◆ Work required ◆
Filter the data for lines with the word "this", then copy every line so identified.

◆ Collected material ◆
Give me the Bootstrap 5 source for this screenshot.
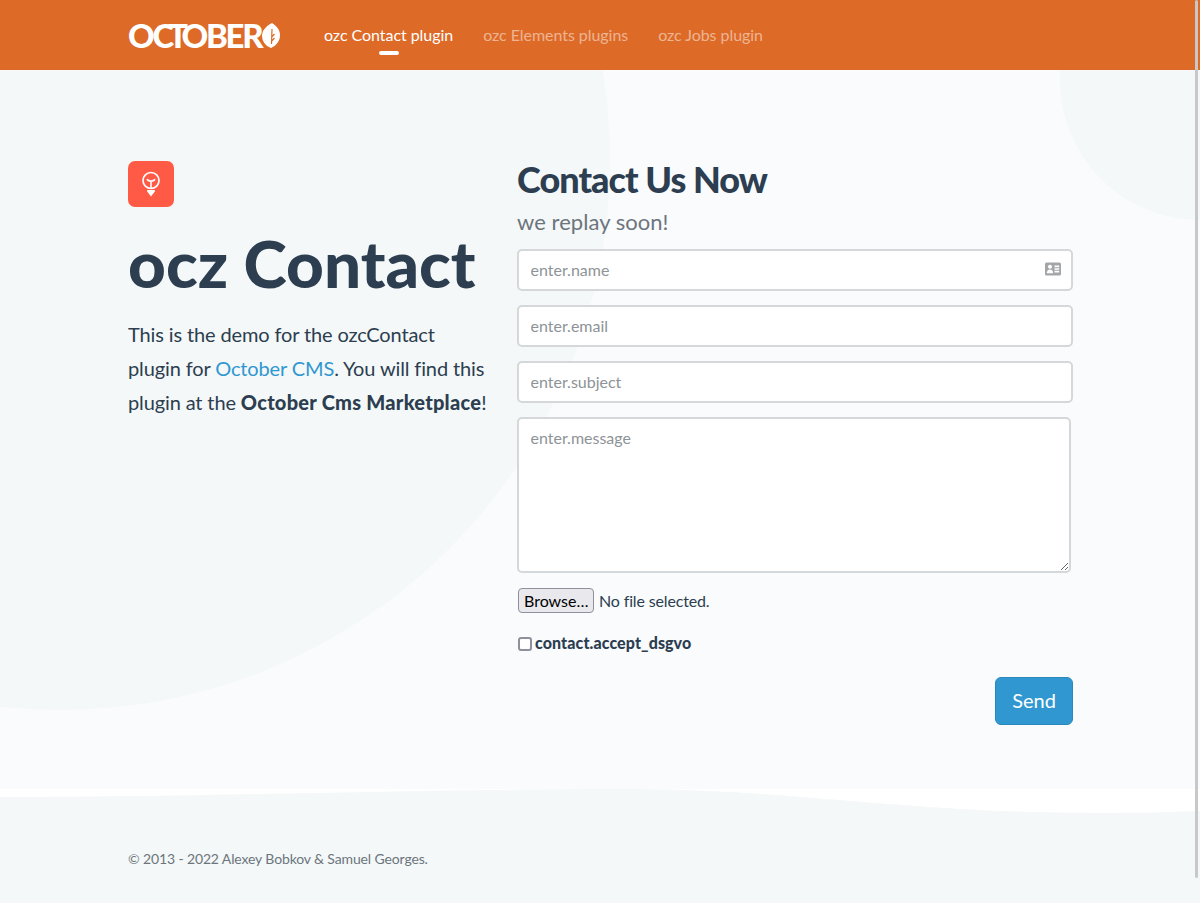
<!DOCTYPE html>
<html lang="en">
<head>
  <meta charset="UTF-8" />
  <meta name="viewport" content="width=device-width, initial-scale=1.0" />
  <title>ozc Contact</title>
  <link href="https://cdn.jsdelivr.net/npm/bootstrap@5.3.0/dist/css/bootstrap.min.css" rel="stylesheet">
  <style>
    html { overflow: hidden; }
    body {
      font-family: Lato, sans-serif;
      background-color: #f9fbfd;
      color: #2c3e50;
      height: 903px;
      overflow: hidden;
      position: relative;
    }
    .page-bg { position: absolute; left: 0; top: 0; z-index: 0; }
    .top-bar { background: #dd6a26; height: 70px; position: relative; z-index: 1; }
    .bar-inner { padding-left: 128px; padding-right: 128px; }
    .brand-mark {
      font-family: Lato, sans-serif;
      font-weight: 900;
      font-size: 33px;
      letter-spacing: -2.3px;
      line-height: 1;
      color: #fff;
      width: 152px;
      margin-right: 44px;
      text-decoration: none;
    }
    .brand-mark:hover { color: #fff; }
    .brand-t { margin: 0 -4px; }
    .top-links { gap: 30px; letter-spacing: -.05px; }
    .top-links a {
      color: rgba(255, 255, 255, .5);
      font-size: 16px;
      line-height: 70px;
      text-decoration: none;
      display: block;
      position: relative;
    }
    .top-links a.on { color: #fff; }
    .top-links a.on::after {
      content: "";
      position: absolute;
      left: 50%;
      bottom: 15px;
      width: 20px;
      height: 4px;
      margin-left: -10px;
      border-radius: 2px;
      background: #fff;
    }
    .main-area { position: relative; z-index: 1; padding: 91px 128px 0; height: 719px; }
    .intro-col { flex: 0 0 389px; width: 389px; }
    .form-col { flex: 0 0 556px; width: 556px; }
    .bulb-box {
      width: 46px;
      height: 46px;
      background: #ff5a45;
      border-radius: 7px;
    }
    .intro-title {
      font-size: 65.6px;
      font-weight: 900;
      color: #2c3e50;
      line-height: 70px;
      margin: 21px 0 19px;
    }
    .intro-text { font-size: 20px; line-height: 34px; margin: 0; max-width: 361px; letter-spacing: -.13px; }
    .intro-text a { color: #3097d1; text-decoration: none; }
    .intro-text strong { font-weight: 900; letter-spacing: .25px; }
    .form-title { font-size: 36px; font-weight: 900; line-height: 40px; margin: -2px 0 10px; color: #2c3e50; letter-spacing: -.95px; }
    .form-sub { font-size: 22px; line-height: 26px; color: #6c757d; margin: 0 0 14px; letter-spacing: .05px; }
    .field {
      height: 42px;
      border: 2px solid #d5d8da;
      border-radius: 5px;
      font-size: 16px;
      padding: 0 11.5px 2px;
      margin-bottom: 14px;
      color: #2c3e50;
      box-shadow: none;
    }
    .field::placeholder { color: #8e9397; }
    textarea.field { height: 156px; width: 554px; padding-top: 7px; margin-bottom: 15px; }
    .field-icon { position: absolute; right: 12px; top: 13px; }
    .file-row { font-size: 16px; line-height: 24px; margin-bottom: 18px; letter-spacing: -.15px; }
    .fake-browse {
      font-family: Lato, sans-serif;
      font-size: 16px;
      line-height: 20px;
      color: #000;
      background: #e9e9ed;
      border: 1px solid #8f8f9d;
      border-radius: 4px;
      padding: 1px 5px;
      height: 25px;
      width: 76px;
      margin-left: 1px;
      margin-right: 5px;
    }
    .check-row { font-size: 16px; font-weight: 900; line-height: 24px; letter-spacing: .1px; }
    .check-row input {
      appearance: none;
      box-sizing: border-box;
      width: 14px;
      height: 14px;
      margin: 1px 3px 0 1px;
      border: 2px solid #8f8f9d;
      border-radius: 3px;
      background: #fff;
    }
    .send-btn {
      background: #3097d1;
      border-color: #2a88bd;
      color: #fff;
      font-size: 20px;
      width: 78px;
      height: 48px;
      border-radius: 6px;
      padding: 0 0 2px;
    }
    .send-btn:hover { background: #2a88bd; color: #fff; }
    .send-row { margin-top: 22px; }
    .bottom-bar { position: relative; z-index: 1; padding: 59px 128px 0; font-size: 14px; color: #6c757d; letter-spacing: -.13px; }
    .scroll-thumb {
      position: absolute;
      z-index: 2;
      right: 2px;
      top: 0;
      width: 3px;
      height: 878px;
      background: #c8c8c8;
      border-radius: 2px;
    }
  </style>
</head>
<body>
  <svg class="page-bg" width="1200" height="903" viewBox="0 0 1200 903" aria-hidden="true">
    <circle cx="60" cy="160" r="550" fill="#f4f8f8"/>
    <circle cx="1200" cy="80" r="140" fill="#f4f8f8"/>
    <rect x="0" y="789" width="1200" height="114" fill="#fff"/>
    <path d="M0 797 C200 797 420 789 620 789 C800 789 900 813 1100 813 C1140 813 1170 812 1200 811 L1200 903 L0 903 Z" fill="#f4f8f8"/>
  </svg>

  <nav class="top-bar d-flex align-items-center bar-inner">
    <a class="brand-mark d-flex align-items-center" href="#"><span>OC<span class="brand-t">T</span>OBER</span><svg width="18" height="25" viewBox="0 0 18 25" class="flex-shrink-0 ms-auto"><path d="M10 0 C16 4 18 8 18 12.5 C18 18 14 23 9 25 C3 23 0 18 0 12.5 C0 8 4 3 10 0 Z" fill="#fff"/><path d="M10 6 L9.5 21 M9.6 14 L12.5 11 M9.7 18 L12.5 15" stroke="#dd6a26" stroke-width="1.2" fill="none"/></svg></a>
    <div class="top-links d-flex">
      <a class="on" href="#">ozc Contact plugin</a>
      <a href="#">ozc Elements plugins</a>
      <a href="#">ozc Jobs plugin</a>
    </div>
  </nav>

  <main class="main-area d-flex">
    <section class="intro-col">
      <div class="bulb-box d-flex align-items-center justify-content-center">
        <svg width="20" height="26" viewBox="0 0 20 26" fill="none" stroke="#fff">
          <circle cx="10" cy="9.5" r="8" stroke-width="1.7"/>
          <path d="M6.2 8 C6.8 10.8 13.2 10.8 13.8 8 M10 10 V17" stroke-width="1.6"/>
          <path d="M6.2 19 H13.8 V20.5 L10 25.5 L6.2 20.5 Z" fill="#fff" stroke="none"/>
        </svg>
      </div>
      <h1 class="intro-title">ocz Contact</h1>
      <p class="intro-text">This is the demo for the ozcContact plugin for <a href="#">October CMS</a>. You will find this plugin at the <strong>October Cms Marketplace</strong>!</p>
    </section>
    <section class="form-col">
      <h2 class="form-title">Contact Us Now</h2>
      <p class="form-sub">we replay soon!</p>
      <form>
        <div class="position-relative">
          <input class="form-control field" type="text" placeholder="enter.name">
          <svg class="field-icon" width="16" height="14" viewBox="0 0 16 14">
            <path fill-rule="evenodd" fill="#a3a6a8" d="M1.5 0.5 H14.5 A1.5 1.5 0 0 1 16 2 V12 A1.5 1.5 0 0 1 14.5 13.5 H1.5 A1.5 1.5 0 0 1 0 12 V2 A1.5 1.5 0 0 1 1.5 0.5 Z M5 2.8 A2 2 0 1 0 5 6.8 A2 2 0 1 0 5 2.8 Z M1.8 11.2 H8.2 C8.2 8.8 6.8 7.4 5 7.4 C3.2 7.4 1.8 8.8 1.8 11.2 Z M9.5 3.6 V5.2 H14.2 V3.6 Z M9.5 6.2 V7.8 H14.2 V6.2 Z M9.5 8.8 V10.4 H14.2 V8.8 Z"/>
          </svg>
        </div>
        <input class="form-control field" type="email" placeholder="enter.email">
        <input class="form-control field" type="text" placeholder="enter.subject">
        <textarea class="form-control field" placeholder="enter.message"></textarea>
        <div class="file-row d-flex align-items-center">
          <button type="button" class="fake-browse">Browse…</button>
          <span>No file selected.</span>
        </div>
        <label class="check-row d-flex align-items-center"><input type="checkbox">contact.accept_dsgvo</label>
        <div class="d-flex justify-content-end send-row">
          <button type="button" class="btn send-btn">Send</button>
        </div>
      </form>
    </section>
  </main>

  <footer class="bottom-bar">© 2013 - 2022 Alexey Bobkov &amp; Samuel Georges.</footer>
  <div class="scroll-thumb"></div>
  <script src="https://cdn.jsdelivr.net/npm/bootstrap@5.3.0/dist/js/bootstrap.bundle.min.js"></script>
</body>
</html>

◆ Written response ◆
Give me the Bootstrap 5 source for this screenshot.
      <p class="intro-text">This is the demo for the ozcContact plugin for <a href="#">October CMS</a>. You will find this plugin at the <strong>October Cms Marketplace</strong>!</p>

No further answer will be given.